Food crisis and Precision Agriculture revolution
The term precision agriculture has been around since the first use of spatial data for decision making in farm management. It brought to us the use of GIS mapping, GPS routes for crop vehicles, and derivative Software and data products. All of them target increasing efficiency of farm management, but also in the latest years: optimized energy and fertilizers use, monitoring environment degradation and soil management.
The innovation behind precision agriculture is that timely decision data helps yield better crops as well as saves resources: produce more food with less power used.
And it is a timely concern. We soon hit 10 billion in global population, and food vulnerability is a staggering concern for many nations. Industrial agriculture is often heavily controlled by governments, and surplus/deficits are managed with export/import trade flows, as well as humanitarian food support.
The world is at the brink of the Food Crisis. FAO highlights the most vulnerable countries, and it is the time to bring precision agriculture to those places. In the crisis context, use of spatial data, and satellite imagery analytics bring timely insights to:
1. Production supply monitoring
2. Inefficiency in planning and transportation leading to food waste
3. Farm management and consequences in environmental degradation
From Precision Agriculture to Sustainable Agriculture and support of Small holder farmer
Satellite imagery has shown its use in many industrial and developed economies. However, agriculture is the sector that is data poor. And it is in developing countries where there is a significant challenge of cultivated lands remain unregistered and unmapped.

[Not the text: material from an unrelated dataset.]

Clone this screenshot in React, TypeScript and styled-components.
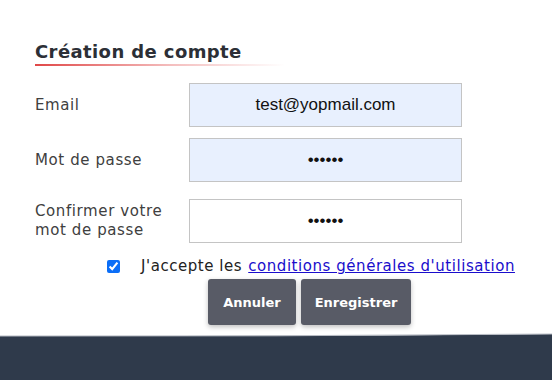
import React from "react";
import styled, { createGlobalStyle } from "styled-components";

const GlobalStyle = createGlobalStyle`
  html, body {
    margin: 0;
    padding: 0;
    background: #ffffff;
    font-family: "DejaVu Sans", "Open Sans", sans-serif;
  }
  #root {
    height: 380px;
  }
`;

const Page = styled.div`
  width: 552px;
  height: 380px;
  display: flex;
  flex-direction: column;
  overflow: hidden;
`;

const Main = styled.div`
  flex: 1;
  padding: 41px 0 0 35px;
`;

const Title = styled.h2`
  display: inline-block;
  margin: 0;
  padding: 0 43px 3px 0;
  font-size: 18px;
  letter-spacing: 0.4px;
  font-weight: 700;
  color: #2c2f36;
  line-height: 22px;
  background: linear-gradient(to right, #e04848, rgba(224, 72, 72, 0.35) 55%, rgba(224, 72, 72, 0)) no-repeat;
  background-size: 100% 2px;
  background-position: bottom left;
`;

const Form = styled.form`
  margin-top: 17px;
  display: flex;
  flex-direction: column;
`;

const Row = styled.div<{ gap: number }>`
  display: grid;
  grid-template-columns: 154px 273px;
  align-items: center;
  margin-bottom: ${p => p.gap}px;
`;

const Label = styled.label`
  font-size: 15px;
  letter-spacing: 0.6px;
  line-height: 19px;
  color: #404040;
`;

const Input = styled.input<{ filled?: boolean }>`
  box-sizing: border-box;
  width: 273px;
  height: 44px;
  border: 1px solid #c4c4c4;
  background: ${p => (p.filled ? "#e8f0fe" : "#ffffff")};
  font-family: "Liberation Sans", Arial, sans-serif;
  font-size: 17px;
  color: #111;
  text-align: center;
  outline: none;
  padding: 0 8px;
`;

const CheckRow = styled.div`
  display: flex;
  align-items: center;
  margin: 4px 0 0 71px;
  font-size: 15px;
  letter-spacing: 0.55px;
  color: #222;
`;

const Box = styled.input`
  width: 13px;
  height: 13px;
  margin: 0 21px 0 1px;
  accent-color: #0b6ef7;
`;

const Link = styled.a`
  color: #1a0dcc;
  text-decoration: underline;
  margin-left: 6px;
`;

const Buttons = styled.div`
  display: flex;
  gap: 5px;
  margin: 4px 0 0 173px;
`;

const Button = styled.button<{ w: number }>`
  width: ${p => p.w}px;
  height: 46px;
  border: none;
  border-radius: 3px;
  background: #585b66;
  color: #ffffff;
  font-family: "DejaVu Sans", sans-serif;
  font-weight: 700;
  font-size: 13px;
  box-shadow: 0 2px 5px rgba(0, 0, 0, 0.25);
`;

const Footer = styled.div`
  position: relative;
  height: 44px;
  background: #2f3a4b;
`;

const Wave = styled.svg`
  position: absolute;
  left: 0;
  top: -3px;
  width: 552px;
  height: 6px;
`;

export default function App() {
  return (
    <Page>
      <GlobalStyle />
      <Main>
        <Title>Création de compte</Title>
        <Form>
          <Row gap={11}>
            <Label>Email</Label>
            <Input filled readOnly value="test@yopmail.com" />
          </Row>
          <Row gap={17}>
            <Label>Mot de passe</Label>
            <Input filled readOnly type="password" value="secret" />
          </Row>
          <Row gap={10}>
            <Label>
              Confirmer votre
              <br />
              mot de passe
            </Label>
            <Input readOnly type="password" value="secret" />
          </Row>
          <CheckRow>
            <Box type="checkbox" defaultChecked />
            <span>J'accepte les</span>
            <Link href="#">conditions générales d'utilisation</Link>
          </CheckRow>
          <Buttons>
            <Button w={88} type="button">Annuler</Button>
            <Button w={110} type="button">Enregistrer</Button>
          </Buttons>
        </Form>
      </Main>
      <Footer>
        <Wave viewBox="0 0 552 6" preserveAspectRatio="none">
          <path d="M0 6 L0 3 Q276 3.6 552 1 L552 6 Z" fill="#2f3a4b" />
          <path d="M0 3 Q276 3.6 552 1" stroke="#b8bcc4" strokeWidth="1" fill="none" />
        </Wave>
      </Footer>
    </Page>
  );
}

How using satellite imagery analytics is critical for sustainable agriculture in developing countries?
- Mapping land use. For example, in India, there is a significant % of individual farms but the cadastral maps are outdated. The problem is very prevalent to developing countries. Depending on the government set up and past reforms, in some countries, individuals were granted access to a parcel of land. In some countries the individual farming became significant in its land distribution vs industrial agriculture. In case of smaller individual farm parcels, cultivated land is hard to track or identify. In case of industrial farming in Latin America, for instance, cultivated vegetation is larger in size of plots.
- Monitoring livelihoods destruction or environmental damages. New mining and expansion of construction may result in reduction or displaced agricultural lands. In developing countries with highly reported levels of administrative corruption, the licences are obtained with lesser consideration on displaced lands and livelihoods of communities. Scandals of rapid constructions of mining sites have been known in Nigeria and Guinea.
Who will step in with satellite imagery innovation for Sustainable Agriculture?
National and sub-national governments. This way they are better informed of their resources and capacity.
Farmers and growers. So they can benchmark and understand where they stand against the crop health of others. Therefore, monitor, optimize and plan better: from seed to harvest.
Foundations and international organizations. FAO, AGRA, Bill and Melinda Gates foundations, and EU donor governments focus their effort to reduce food vulnerability and boost Sustainable Agriculture.
Agribusiness (financiers, insurance companies, equipment, seed and fertilize production). The sector needs more data to better understand how to target their products to farmers.